The Untouchables is one of those happy accidents where two interesting talents, looking for a paycheck, actually did pretty damn great work. The idea of the picture, an update of who-knows-how-many-books and the popular TV show, is simple: Treasury Officer Eliot Ness (Kevin Costner) wants to destroy Al Capone’s (Robert DeNiro) murderous criminal empire, and Al Capone wants to kill Ness and his crew of “untouchables” for wanting to destroy his criminal empire. It’s an easy bullet-riddled good guys versus bad guys story, and the talents in question – screenwriter David Mamet and director Brian De Palma – were already very well established, and had proven themselves more than capable of such an assignment; they could clock in, clock out, deposit the check, and begin work on the next Sexual Perversity in Chicago or Blow Out in relative comfort.

And, unless I’m dramatically misunderstanding or misreading something, that’s about how The Untouchables was received (even Pauline Kael, one of De Palma’s most fevered admirers, more or less called it a well-executed doodle). And, let’s be clear – that’s obviously how the picture was intended – as well-orchestrated formula. But intention and execution, as we know, can, and usually are, different, particularly in major personalities or talents, which Mamet and De Palma certainly are.

The constraints of the assignment – must be big, macho, exciting – inspires Mamet especially to do some of his best work. Playing to people who couldn’t give a whit about his theatrical rep, Mamet is forced to write real dialogue – as he did in The Verdict – in place of that clipped, mannered profane rat-tat for which he is so known; and that frees Mamet’s invention – this picture still plays to his ideas of the world being a battleground for the most debased and powerful, but it also forces him, in the bond of the untouchables and in Ness’ earnest anguish over breaking the law – to play broad and conventional – to write audience pleasing beats. One of the best moments in Mamet’s career is a violent, disturbingly funny exchange in a hideout after a gunfight where Ness’ right-hand, the gruff, basically disgraced Irish flat-foot Malone (Sean Connery) blows the head off a corpse to intimidate a hood (who doesn’t know the victim is already dead) into giving up pertinent knowledge; this moment has Mamet’s aggression, but it forces him to wear his ambitions a little lighter on his sleeve. And it’s scarier (and more truthful) than anything in Perversity.
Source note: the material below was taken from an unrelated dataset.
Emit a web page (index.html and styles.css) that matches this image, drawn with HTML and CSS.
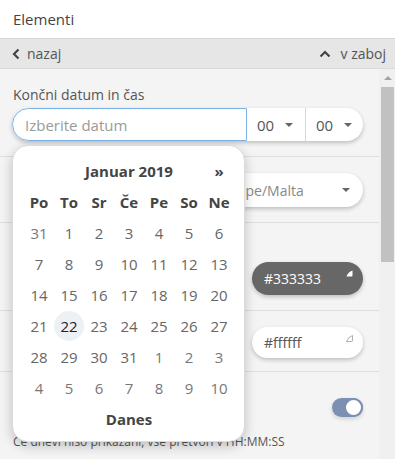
FILE: index.html
```html
<!DOCTYPE html>
<html lang="sl">
  <head>
    <meta charset="UTF-8" />
    <meta name="viewport" content="width=device-width, initial-scale=1.0" />
    <title>Elementi</title>
    <link rel="stylesheet" href="styles.css">
  </head>
  <body>
    <div class="header">Elementi</div>

    <div class="nav">
      <span class="nav-link">
        <svg width="8" height="12" viewBox="0 0 8 12"><polyline points="6.5,1.5 2,6 6.5,10.5" fill="none" stroke="#444" stroke-width="2.2"/></svg>
        nazaj
      </span>
      <span class="nav-link">
        <svg width="12" height="8" viewBox="0 0 12 8"><polyline points="1.5,6.5 6,2 10.5,6.5" fill="none" stroke="#444" stroke-width="2.2"/></svg>
        v zaboj
      </span>
    </div>

    <div class="main">
      <div class="content">
        <div class="section">
          <div class="label">Končni datum in čas</div>
          <div class="field">
            <div class="date-group">
              <input class="date-input" type="text" placeholder="Izberite datum" />
              <div class="time-select">00 <span class="caret"></span></div>
              <div class="time-select">00 <span class="caret"></span></div>
            </div>

            <div class="picker">
              <div class="picker-grid">
                <div class="picker-title">Januar 2019</div>
                <div class="picker-next">»</div>

                <div class="wd">Po</div><div class="wd">To</div><div class="wd">Sr</div><div class="wd">Če</div><div class="wd">Pe</div><div class="wd">So</div><div class="wd">Ne</div>

                <div class="day other">31</div><div class="day">1</div><div class="day">2</div><div class="day">3</div><div class="day">4</div><div class="day">5</div><div class="day">6</div>
                <div class="day">7</div><div class="day">8</div><div class="day">9</div><div class="day">10</div><div class="day">11</div><div class="day">12</div><div class="day">13</div>
                <div class="day">14</div><div class="day">15</div><div class="day">16</div><div class="day">17</div><div class="day">18</div><div class="day">19</div><div class="day">20</div>
                <div class="day">21</div><div class="day today"><span>22</span></div><div class="day">23</div><div class="day">24</div><div class="day">25</div><div class="day">26</div><div class="day">27</div>
                <div class="day">28</div><div class="day">29</div><div class="day">30</div><div class="day">31</div><div class="day other">1</div><div class="day other">2</div><div class="day other">3</div>
                <div class="day other">4</div><div class="day other">5</div><div class="day other">6</div><div class="day other">7</div><div class="day other">8</div><div class="day other">9</div><div class="day other">10</div>

                <div class="picker-today">Danes</div>
              </div>
            </div>
          </div>
        </div>

        <div class="section row">
          <div class="label">Časovni pas</div>
          <div class="select">Europe/Malta <span class="caret"></span></div>
        </div>

        <div class="section">
          <div class="label">Barve</div>
          <div class="row">
            <div class="sub-label">Besedilo</div>
            <div class="color-input dark">
              #333333
              <svg class="color-icon" width="7" height="7" viewBox="0 0 7 7"><path d="M6.5 0.5 L6.5 5.5 Q6.5 6.5 5.5 6.5 L0.5 6.5 Q2 2 6.5 0.5 Z" fill="#fff"/></svg>
            </div>
          </div>
        </div>

        <div class="section row short">
          <div class="sub-label">Ozadje</div>
          <div class="color-input">
            #ffffff
            <svg class="color-icon" width="7" height="7" viewBox="0 0 7 7"><path d="M6.5 0.5 L6.5 5.5 Q6.5 6.5 5.5 6.5 L0.5 6.5 Q2 2 6.5 0.5 Z" fill="none" stroke="#999" stroke-width="0.8"/></svg>
          </div>
        </div>

        <div class="section">
          <div class="row toggle-row">
            <div class="sub-label">Prikaži dneve</div>
            <div class="toggle"><span class="knob"></span></div>
          </div>
          <div class="help">Če dnevi niso prikazani, vse pretvori v HH:MM:SS</div>
        </div>
      </div>

      <!-- page scrollbar -->
      <div class="scrollbar">
        <div class="scroll-up"><span class="arrow-up"></span></div>
        <div class="scroll-thumb"></div>
      </div>
    </div>
  </body>
</html>
```

FILE: styles.css
```css
* {
  box-sizing: border-box;
}
html,
body {
  margin: 0;
  padding: 0;
  height: 100%;
  overflow: hidden;
}
body {
  font-family: "Open Sans", "DejaVu Sans", sans-serif;
  color: #555;
  background: #f4f4f4;
}
.header {
  height: 38px;
  padding: 0 13px;
  display: flex;
  align-items: center;
  background: #fff;
  color: #444;
  font-size: 15px;
}
.nav {
  height: 31px;
  padding: 0 9px 0 12px;
  display: flex;
  align-items: center;
  justify-content: space-between;
  background: #e6e6e6;
  border-top: 1px solid #d8d8d8;
  border-bottom: 1px solid #dadada;
  font-size: 14px;
  color: #555;
}
.nav-link {
  display: flex;
  align-items: center;
  gap: 7px;
}
.nav-link:last-child {
  gap: 10px;
}
.main {
  display: flex;
  height: calc(100% - 69px);
}
.content {
  flex: 1;
  min-width: 0;
  overflow: hidden;
  background: #f4f4f4;
}
.scrollbar {
  width: 16px;
  background: #f0f0f0;
}
.scroll-up {
  height: 18px;
  display: flex;
  align-items: center;
  justify-content: center;
  padding-left: 1px;
}
.arrow-up {
  width: 0;
  height: 0;
  border-left: 4px solid transparent;
  border-right: 4px solid transparent;
  border-bottom: 4px solid #a3a3a3;
}
.scroll-thumb {
  height: 175px;
  margin: 0 1px 0 2px;
  background: #c1c1c1;
}
.section {
  padding: 16px 16px 15px 12px;
  border-bottom: 1px solid #dedede;
}
.row {
  display: flex;
  align-items: center;
  justify-content: space-between;
}
.section.short {
  padding-bottom: 13px;
}
.label {
  font-size: 14px;
  line-height: 20px;
  color: #555;
  margin-bottom: 3px;
  padding-left: 1px;
}
.row > .label {
  margin-bottom: 0;
}
.sub-label {
  font-size: 14px;
  color: #555;
}
.field {
  position: relative;
}
.date-group {
  display: flex;
  height: 33px;
  border-radius: 17px;
  background: #fff;
  box-shadow: 0 2px 4px rgba(0, 0, 0, 0.22);
}
.date-input {
  flex: 1;
  min-width: 0;
  height: 33px;
  border: 1px solid #7bb2e5;
  border-radius: 17px 0 0 17px;
  padding: 0 12px;
  font-family: inherit;
  font-size: 15px;
  color: #555;
  outline: none;
}
.date-input::placeholder {
  color: #9a9a9a;
}
.time-select {
  width: 58px;
  display: flex;
  align-items: center;
  padding-left: 10px;
  gap: 11px;
  font-size: 15px;
  color: #555;
  border-left: 1px solid #d6d6d6;
}
.time-select:first-of-type {
  border-left: none;
}
.caret {
  width: 0;
  height: 0;
  border-left: 4px solid transparent;
  border-right: 4px solid transparent;
  border-top: 4px solid #666;
}
.picker {
  position: absolute;
  top: calc(100% + 4px);
  left: 0;
  width: 233px;
  padding: 9px 12px 7px 11px;
  background: #fff;
  border: 1px solid #dcdcdc;
  border-radius: 16px;
  box-shadow: 0 4px 12px rgba(0, 0, 0, 0.22);
  z-index: 5;
}
.picker-grid {
  display: grid;
  grid-template-columns: repeat(7, 30px);
  grid-auto-rows: 31px;
  align-items: center;
  justify-items: center;
  font-size: 15px;
}
.picker-title {
  grid-column: 2 / 7;
  font-weight: bold;
  color: #444;
}
.picker-next {
  grid-column: 7;
  font-weight: bold;
  color: #444;
}
.wd {
  font-weight: bold;
  color: #444;
}
.day {
  color: #666;
}
.day.other {
  color: #777;
}
.today span {
  display: flex;
  width: 30px;
  height: 30px;
  border-radius: 50%;
  align-items: center;
  justify-content: center;
  background: #edf0f5;
  color: #222;
}
.picker-today {
  grid-column: 1 / 8;
  font-weight: bold;
  color: #444;
}
.select {
  width: 161px;
  height: 34px;
  padding: 0 13px;
  display: flex;
  align-items: center;
  justify-content: space-between;
  background: #fff;
  border-radius: 17px;
  box-shadow: 0 2px 4px rgba(0, 0, 0, 0.22);
  font-size: 14px;
  color: #888;
}
.color-input {
  width: 111px;
  height: 33px;
  padding: 0 10px 0 12px;
  display: flex;
  align-items: center;
  justify-content: space-between;
  background: #fff;
  border-radius: 17px;
  box-shadow: 0 2px 4px rgba(0, 0, 0, 0.22);
  font-size: 14px;
  color: #555;
}
.section.short .color-input {
  height: 31px;
}
.color-input.dark {
  background: #676767;
  color: #fff;
}
.color-icon {
  align-self: flex-start;
  margin-top: 8px;
}
.toggle-row {
  height: 38px;
}
.toggle {
  width: 31px;
  height: 19px;
  display: flex;
  justify-content: flex-end;
  background: #7b90b3;
  border-radius: 10px;
  box-shadow: 0 2px 4px rgba(0, 0, 0, 0.15);
}
.knob {
  width: 19px;
  height: 19px;
  border-radius: 50%;
  background: #fff;
  border: 2px solid #7b90b3;
}
.help {
  margin-top: 8px;
  font-size: 12px;
  line-height: 16px;
  color: #555;
  padding-left: 1px;
}
```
De Palma is a greater artist than Mamet, so he’s risking greater handicap with The Untouchables, and, yes, the picture lacks the sophisticated parody/satire dimensions of his Carrie, Dressed to Kill and Blow Out; but this also frees De Palma, as it did in The Fury, to create a world that reflects visually what is sometimes awkwardly spelled out in the scripts he writes for himself. The Untouchables has a sinister night-time tone that keeps you off-balance, preventing the picture from being another gung-ho revenge fantasy: we sense our heroes – as we do in certain Lang, and as Christopher Nolan was desperate to make you sense in The Dark Knight – dipping into another world, one that’s chaotic, violent and morally corrosive. This is spelled out literally early on, when Malone stops Ness before they break down a door into their first successful liquor raid: there’s no turning back.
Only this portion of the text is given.